Charlie Rose was on my book-promotion schedule yesterday, and so I was on Charlie Rose. He asked me how the trip that I took in writing Ultimate Journey had changed me. And it did change me, though in ways that are not easy to describe. I tried my best to explain, but the main thing I said was, “Well, I got married.”

Well, I did get married after I came home, and I might not have had I not done my China-to-India-and-back trip. I probably would have remained stuck in what I psychobabble-ishly refer to as my commitment-phobia. My wife and I also would not have traveled together through the kinds of magnificently harsh landscapes that can bring you closer together. If you get along with your partner while trekking overland from New Delhi to Xian via the Kunjerab Pass and the southern oases of the Takla Makan desert, you’re likely to get along through just about anything.

I’ve been on Charlie Rose before and have always liked the experience. At the same time, probably because his program is so important in the book-flogging department, I have always walked away from his studio full of what the French call thoughts of the stairwell—the clever things you realize you could have said minutes after you leave the dinner party, and it’s too late.

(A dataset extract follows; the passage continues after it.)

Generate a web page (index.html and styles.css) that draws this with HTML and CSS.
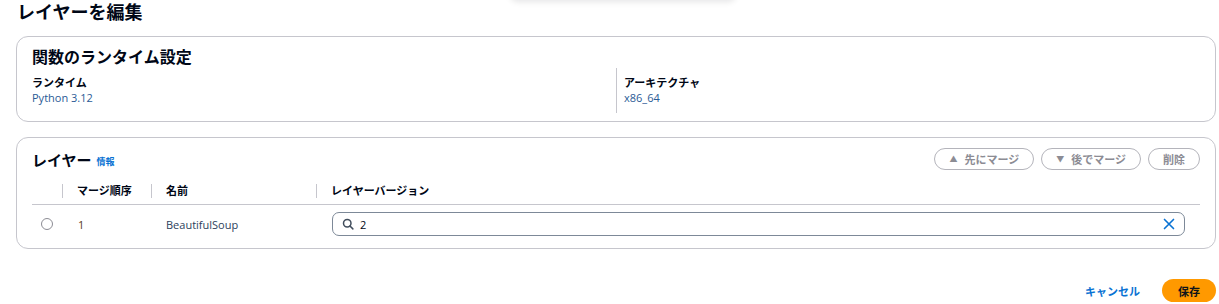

In fact, it’s a rare author who can do as good a job talking about his or her book as the book can do talking about itself. And that, I suppose, is the root cause of my usual post-interview stairwell reflections. You promote your book in the hopes that you’ll convince somebody to read it—not just because you need the royalties (even if you do) but also because that’s why you wrote it, to be read. So, you do the promotion tour even as you feel that the few sentences you can utter under the pressure of television or radio time can never do the book justice.

I may have some special feelings about this as a critic of other people’s books. I feel, if truth be told, that I do a better job of crystallizing the essence of somebody else’s book than I do my own. I suppose it’s because I’m too close to my own work, my mind too cluttered with the stuff of its contents. I’ve had the experience with Ultimate Journey of reading a phrase of description that crisply captured a meaning that I have circled around wordily, cawing like a crow. Alexander Frater, my reviewer in last Sunday’s Times, used the phrase “attainment of serenity” to describe the goal of the Chinese monk whose seventh-century journey from China to India is the one that I retraced. That’s it! I said to myself. He was trying to attain serenity, and so was I! That’s the whole point. Why didn’t I think to put it that way myself?

I didn’t even think to put it that way on Charlie Rose. And, even though I blurted out, “Well, I got married!” I didn’t find a way to talk about the importance of the trip in achieving the necessary wisdom for that either. I didn’t feel there was time for the story of how before dawn one morning in a place called Kucha, my then-girlfriend, Zhongmei, took me to the train station and then left me there, since she had to get on a train in the other direction later that day to take care of some business at home. I didn’t tell Charlie how our little Xia-li taxi threw shafts of yellow light into the dawn’s dusty air. I didn’t talk about how I went off to my next destination by train and after that took a 14-hour nighttime bus ride through the desert from Aksu to Kashgar, mesmerized by the occasional lights of trucks wobbling toward us in the distance and seeming to take a long time actually to reach us.

I had many thoughts on that trip as the bus rattled down the desert road, shuddering past clots of men huddled around lonely fires with their camels looking down at them in that camellike way. But the main thought I had was of myself traversing the outlandishly foreign and faraway Takla Makan in one direction while Zhongmei traversed it in another, and I knew that I didn’t want to be going in opposite directions from her any more.

I suppose I could have told that story on Charlie Rose; I wish I had. But I also know that I wouldn’t have been able to tell it as well as I wrote it in my book.